In In re Lehner, 303 F.Supp. 317 (D.Colo.1969), aff'd 427 F.2d 357 (10th Cir.1970), the financing statement purported to cover “all consumer goods” as the secured collateral. There, the bankruptcy court, district court, and Tenth Circuit Court of Appeals held that the description was overly broad. The district court cited treatises written by Professor Gilmore and Professor Honnold, to-wit:

“A filed financing statement must describe the types of collateral in which the secured party claims, or may claim, an interest. The description by “types” is understood to require a certain degree of specificity: it would not be sufficient for the notice to claim “all the debtor’s property.” Thus if a secured party is financing a dealer’s inventory which includes washing machines, television sets, phonographs, radios and refrigerators, it would be advisable for the notice to list each of these “types” of collateral separately. Gilmore, Security Interests in Personal Property § 15.3, at 477 (1965) ...
... To perform its function of public notice the financing statement must (9-402) give several items of information not required in the security agreement (e.g. the address of the secured party and the debtor); on the other hand the goods need not be “described”; UCC 9-402(1) provides that “indicating the types will suffice (e.g. “Motor vehicles.”) J. Honnold, Law of Sales and Sales Financing 507 (University Casebook Series 1968).”

303 F.Supp. at 319.

The Court agrees that it would be advisable to be as specific as possible or practicable. However, as a comment on the inventory example offered by Professor Gilmore, this Court has seen few financing statements describing inventory where the description is more specific than simply the word “inventory.”

This Court does not disagree with either the Mogul Enterprises or Lehner decisions. However, in the instant proceeding, the description of the secured collateral in the financing statement is a bit more specific. The description can be broken down into the following constituent elements:

A. Consumer goods

B. Personal property of all kinds and types

C. Located on or about debtor’s residence stated above; and

D. Not including household goods as defined in FTC Rule, Code of Fed.Regs. § 444.1(i).

The combination of all four of these elements narrows the description considerably from just “all assets” or “all consumer goods.” This Court is of the opinion that a prudent third party would be put on notice to a sufficient extent to make inquiry, in this case of City Finance, to ascertain the items of collateral encumbered by the City Finance security agreement. The items set forth on “Schedule A” could be then identified with particularity to the third party.

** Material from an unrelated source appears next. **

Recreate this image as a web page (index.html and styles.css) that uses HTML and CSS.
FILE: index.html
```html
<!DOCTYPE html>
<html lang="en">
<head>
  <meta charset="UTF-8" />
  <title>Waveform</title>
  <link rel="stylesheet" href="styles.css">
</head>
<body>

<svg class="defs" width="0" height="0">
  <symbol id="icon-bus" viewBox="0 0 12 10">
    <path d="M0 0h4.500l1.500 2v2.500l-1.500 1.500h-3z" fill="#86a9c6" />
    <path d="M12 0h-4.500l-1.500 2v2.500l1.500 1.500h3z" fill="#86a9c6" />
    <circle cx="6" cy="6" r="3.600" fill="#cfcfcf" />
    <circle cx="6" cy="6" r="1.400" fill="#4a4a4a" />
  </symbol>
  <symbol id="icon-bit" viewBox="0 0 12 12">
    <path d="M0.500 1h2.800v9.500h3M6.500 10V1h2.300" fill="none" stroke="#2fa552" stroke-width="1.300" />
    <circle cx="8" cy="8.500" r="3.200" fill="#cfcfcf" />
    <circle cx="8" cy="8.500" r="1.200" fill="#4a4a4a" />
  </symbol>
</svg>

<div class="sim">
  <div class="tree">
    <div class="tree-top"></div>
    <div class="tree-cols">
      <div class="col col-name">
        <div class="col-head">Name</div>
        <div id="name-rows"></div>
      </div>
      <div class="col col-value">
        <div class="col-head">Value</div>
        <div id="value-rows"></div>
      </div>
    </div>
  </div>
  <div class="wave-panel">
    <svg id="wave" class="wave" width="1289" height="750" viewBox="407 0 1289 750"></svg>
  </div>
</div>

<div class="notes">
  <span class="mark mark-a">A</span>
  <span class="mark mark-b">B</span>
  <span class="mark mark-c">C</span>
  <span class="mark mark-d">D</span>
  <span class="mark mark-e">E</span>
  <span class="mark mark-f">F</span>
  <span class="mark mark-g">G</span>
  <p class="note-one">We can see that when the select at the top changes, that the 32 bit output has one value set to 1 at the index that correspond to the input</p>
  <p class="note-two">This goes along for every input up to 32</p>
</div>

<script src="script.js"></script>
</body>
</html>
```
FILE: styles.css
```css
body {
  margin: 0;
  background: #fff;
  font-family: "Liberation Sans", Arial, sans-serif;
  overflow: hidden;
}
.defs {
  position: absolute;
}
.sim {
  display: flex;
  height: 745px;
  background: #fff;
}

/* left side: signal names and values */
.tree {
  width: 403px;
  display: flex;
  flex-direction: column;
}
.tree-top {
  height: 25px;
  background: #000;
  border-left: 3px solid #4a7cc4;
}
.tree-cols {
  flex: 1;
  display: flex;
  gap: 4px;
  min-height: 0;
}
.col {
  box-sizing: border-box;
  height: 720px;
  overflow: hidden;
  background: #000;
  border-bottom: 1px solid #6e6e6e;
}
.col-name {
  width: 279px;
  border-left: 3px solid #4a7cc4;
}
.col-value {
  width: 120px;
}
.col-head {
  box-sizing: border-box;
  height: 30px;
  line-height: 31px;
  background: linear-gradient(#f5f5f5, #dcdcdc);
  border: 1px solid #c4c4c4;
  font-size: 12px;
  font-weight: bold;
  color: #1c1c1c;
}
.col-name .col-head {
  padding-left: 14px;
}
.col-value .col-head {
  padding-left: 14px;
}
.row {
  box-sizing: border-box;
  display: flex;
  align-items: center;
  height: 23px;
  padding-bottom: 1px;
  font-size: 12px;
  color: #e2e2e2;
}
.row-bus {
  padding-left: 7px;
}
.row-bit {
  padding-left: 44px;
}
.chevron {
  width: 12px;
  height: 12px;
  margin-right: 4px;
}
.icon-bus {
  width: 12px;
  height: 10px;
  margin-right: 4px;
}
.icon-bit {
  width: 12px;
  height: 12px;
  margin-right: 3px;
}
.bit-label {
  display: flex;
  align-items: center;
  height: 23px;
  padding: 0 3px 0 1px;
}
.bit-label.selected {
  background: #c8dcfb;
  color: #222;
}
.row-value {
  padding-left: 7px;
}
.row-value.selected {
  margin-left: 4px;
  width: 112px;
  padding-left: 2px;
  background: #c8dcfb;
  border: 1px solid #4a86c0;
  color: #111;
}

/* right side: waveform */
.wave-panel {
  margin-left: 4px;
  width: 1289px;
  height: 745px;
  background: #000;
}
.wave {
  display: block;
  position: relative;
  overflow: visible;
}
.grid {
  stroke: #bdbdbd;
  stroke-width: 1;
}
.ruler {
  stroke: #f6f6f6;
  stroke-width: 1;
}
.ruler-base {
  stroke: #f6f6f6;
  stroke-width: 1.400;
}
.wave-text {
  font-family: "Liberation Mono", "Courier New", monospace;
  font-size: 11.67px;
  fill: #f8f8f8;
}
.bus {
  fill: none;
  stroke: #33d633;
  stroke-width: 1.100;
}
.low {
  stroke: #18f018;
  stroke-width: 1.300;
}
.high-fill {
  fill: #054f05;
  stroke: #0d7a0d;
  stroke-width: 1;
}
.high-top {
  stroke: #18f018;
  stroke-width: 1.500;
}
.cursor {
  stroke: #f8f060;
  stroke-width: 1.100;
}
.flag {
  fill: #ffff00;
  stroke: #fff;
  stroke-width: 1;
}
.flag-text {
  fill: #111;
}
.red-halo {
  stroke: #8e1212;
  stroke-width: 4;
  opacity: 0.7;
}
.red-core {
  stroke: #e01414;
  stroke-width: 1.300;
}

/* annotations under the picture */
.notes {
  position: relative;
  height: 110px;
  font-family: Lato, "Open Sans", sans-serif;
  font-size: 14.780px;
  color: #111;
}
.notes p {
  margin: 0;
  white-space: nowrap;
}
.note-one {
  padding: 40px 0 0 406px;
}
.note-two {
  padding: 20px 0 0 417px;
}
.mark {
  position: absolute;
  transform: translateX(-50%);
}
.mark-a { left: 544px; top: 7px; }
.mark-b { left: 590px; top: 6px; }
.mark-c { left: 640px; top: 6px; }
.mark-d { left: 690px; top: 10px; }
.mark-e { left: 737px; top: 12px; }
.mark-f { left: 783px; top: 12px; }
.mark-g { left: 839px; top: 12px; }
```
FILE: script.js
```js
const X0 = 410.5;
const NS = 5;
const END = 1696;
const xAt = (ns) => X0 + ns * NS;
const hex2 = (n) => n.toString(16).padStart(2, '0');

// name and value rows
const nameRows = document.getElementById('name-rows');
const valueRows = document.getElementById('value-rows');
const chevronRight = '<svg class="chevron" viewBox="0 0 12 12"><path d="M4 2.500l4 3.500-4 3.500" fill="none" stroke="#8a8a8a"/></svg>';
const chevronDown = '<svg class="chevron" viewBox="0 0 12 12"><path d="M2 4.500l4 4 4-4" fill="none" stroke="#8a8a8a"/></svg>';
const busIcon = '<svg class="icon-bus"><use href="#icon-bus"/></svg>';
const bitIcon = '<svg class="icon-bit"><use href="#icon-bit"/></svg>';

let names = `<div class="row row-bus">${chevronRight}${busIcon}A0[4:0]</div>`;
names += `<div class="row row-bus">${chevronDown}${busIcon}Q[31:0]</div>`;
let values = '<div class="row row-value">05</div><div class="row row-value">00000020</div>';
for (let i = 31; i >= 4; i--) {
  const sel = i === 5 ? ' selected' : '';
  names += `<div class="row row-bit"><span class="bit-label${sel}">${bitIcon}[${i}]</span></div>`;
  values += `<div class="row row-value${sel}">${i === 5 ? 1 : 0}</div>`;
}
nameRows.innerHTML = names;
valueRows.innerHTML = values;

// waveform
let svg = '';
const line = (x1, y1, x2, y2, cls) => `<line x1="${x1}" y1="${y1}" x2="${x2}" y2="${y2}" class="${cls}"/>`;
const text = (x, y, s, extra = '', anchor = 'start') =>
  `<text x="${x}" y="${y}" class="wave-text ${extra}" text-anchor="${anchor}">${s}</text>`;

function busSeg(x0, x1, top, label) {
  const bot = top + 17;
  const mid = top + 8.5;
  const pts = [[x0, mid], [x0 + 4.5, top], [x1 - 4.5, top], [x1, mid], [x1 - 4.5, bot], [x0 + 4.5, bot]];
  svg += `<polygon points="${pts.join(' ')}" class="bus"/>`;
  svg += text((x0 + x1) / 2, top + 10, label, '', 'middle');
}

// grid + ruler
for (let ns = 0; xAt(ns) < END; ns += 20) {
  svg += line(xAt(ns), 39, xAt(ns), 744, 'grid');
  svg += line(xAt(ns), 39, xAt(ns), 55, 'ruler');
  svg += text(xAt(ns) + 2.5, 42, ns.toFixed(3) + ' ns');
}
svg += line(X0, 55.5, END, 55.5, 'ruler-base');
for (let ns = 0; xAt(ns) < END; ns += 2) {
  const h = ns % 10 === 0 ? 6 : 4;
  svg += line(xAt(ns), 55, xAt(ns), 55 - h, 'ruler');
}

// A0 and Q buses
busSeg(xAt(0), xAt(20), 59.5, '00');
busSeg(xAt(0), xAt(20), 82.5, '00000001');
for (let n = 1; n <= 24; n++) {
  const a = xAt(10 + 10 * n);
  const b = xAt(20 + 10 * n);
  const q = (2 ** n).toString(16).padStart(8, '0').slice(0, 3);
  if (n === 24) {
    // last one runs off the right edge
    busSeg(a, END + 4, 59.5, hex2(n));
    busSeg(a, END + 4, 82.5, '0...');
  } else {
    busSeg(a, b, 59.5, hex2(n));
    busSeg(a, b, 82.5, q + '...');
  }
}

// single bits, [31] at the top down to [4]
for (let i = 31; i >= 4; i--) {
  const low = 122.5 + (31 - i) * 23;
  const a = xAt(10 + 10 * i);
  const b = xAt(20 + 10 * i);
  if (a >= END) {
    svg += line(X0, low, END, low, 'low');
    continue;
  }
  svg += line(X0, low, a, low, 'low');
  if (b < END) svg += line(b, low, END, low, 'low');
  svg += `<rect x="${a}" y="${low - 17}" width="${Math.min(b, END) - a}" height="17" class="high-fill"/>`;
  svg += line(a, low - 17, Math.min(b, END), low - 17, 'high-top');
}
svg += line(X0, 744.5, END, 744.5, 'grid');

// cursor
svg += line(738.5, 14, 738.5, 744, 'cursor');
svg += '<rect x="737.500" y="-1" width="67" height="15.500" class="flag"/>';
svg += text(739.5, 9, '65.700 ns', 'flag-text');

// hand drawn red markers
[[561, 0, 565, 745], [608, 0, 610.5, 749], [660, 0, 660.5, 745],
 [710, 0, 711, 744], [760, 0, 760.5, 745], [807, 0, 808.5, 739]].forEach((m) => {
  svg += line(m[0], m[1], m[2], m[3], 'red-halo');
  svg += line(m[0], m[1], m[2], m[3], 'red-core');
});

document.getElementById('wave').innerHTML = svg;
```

Neither the security agreement nor the financing statement attempt to encumber any after acquired property. The language in the security agreement identifying the collateral is very specific on this point, to-wit:

“Consumer goods consisting of personal property located on or about your residence stated above “unless otherwise stated” now owned and specifically identified on “Schedule A” attached hereto and made a part hereof.” (emphasis added)

Therefore, this Court is of the opinion that the Mogul Enterprises and Lehner cases are factually distinguishable from the matter now before this Court. The language in the financing statement does identify with sufficient particularity the “type” of collateral which is encumbered in order to provide reasonable notice to a third party to inquire further. Perfection of the lien has been accomplished both as to the trustee in this case, as well as, the debtors should they propose to utilize the provisions of 11 U.S.C. § 522(g).

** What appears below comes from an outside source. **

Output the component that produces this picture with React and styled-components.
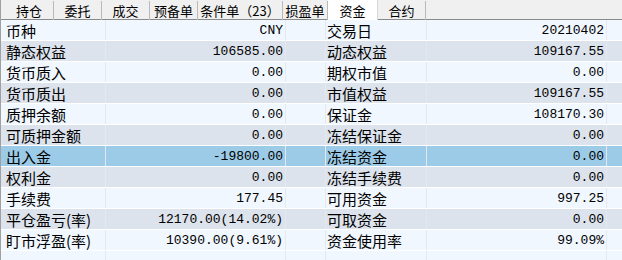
import React from 'react';
import styled, { createGlobalStyle } from 'styled-components';

const GlobalStyle = createGlobalStyle`
    html, body {
        margin: 0;
        padding: 0;
        background: #ffffff;
        overflow: hidden;
    }
`

const Panel = styled.div`
    width: 622px;
    height: 260px;
    background: #f0f7ff;
    border-left: 1px solid #a0a0a0;
    box-sizing: border-box;
    overflow: hidden;
    font-family: "Noto Sans CJK SC", "Noto Sans", sans-serif;
`

const TabBar = styled.div`
    display: flex;
    height: 20px;
    padding-left: 4px;
    background: #f0f0f0;
    border-bottom: 1px solid #8a8a8a;
    box-sizing: border-box;
`

const Tab = styled.div`
    width: ${p => p.w}px;
    height: ${p => (p.active ? 20 : 19)}px;
    display: flex;
    align-items: center;
    justify-content: center;
    font-size: 13px;
    color: #000;
    box-sizing: border-box;
    border-right: 1px solid ${p => (p.active ? '#d6d6d6' : '#b9b9b9')};
    background: ${p => (p.active ? '#ffffff' : 'transparent')};
    margin-top: ${p => (p.active ? 0 : 1)}px;
    white-space: nowrap;
`

const Row = styled.div`
    display: grid;
    grid-template-columns: 105px 180px 40px 101px 180px 1fr;
    height: 21px;
    box-sizing: border-box;
    border-bottom: 1px solid #ffffff;
    background: ${p => (p.selected ? '#9ccbe7' : p.odd ? '#dce3ec' : '#f0f7ff')};
`

const Cell = styled.div`
    display: flex;
    align-items: center;
    box-sizing: border-box;
    border-right: 1px solid ${p => (p.last ? 'transparent' : '#e4e9ef')};
    overflow: hidden;
    white-space: nowrap;
`

const Label = styled(Cell)`
    font-size: 15px;
    padding-left: ${p => p.pad}px;
    color: #000;
`

const Value = styled(Cell)`
    justify-content: flex-end;
    padding-right: 2px;
    font-family: "Liberation Mono", "DejaVu Sans Mono", monospace;
    font-size: 13px;
    color: #000;
`

const tabs = [
    { name: '持仓', w: 49 },
    { name: '委托', w: 48 },
    { name: '成交', w: 48 },
    { name: '预备单', w: 48 },
    { name: '条件单（23）', w: 85 },
    { name: '损盈单', w: 45 },
    { name: '资金', w: 50, active: true },
    { name: '合约', w: 48 },
]

const rows = [
    ['币种', 'CNY', '交易日', '20210402'],
    ['静态权益', '106585.00', '动态权益', '109167.55'],
    ['货币质入', '0.00', '期权市值', '0.00'],
    ['货币质出', '0.00', '市值权益', '109167.55'],
    ['质押余额', '0.00', '保证金', '108170.30'],
    ['可质押金额', '0.00', '冻结保证金', '0.00'],
    ['出入金', '-19800.00', '冻结资金', '0.00'],
    ['权利金', '0.00', '冻结手续费', '0.00'],
    ['手续费', '177.45', '可用资金', '997.25'],
    ['平仓盈亏(率)', '12170.00(14.02%)', '可取资金', '0.00'],
    ['盯市浮盈(率)', '10390.00(9.61%)', '资金使用率', '99.09%'],
]

const SELECTED = 6

const App = () => {
    return (
        <Panel>
            <GlobalStyle />
            <TabBar>
                {tabs.map(t => (
                    <Tab key={t.name} w={t.w} active={t.active}>{t.name}</Tab>
                ))}
            </TabBar>
            {rows.map((r, i) => (
                <Row key={r[0]} odd={i % 2 === 1} selected={i === SELECTED}>
                    <Label pad={5}>{r[0]}</Label>
                    <Value>{r[1]}</Value>
                    <Cell />
                    <Label pad={1}>{r[2]}</Label>
                    <Value>{r[3]}</Value>
                    <Cell last />
                </Row>
            ))}
            <Row>
                <Cell />
                <Cell />
                <Cell />
                <Cell />
                <Cell />
                <Cell last />
            </Row>
        </Panel>
    )
}

export default App;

The debtors shall be permitted an opportunity to amend their plan as set forth above to treat this portion of City Finance’s claim as a secured claim pursuant to 11 U.S.C. § 1325(a)(5).

The amendments to the debtors’ Chapter 13 plan as required herein shall be made within twenty days of the date hereof. Should the debtors not elect to amend their plan, confirmation will be denied.

An Order will be entered consistent with this Opinion.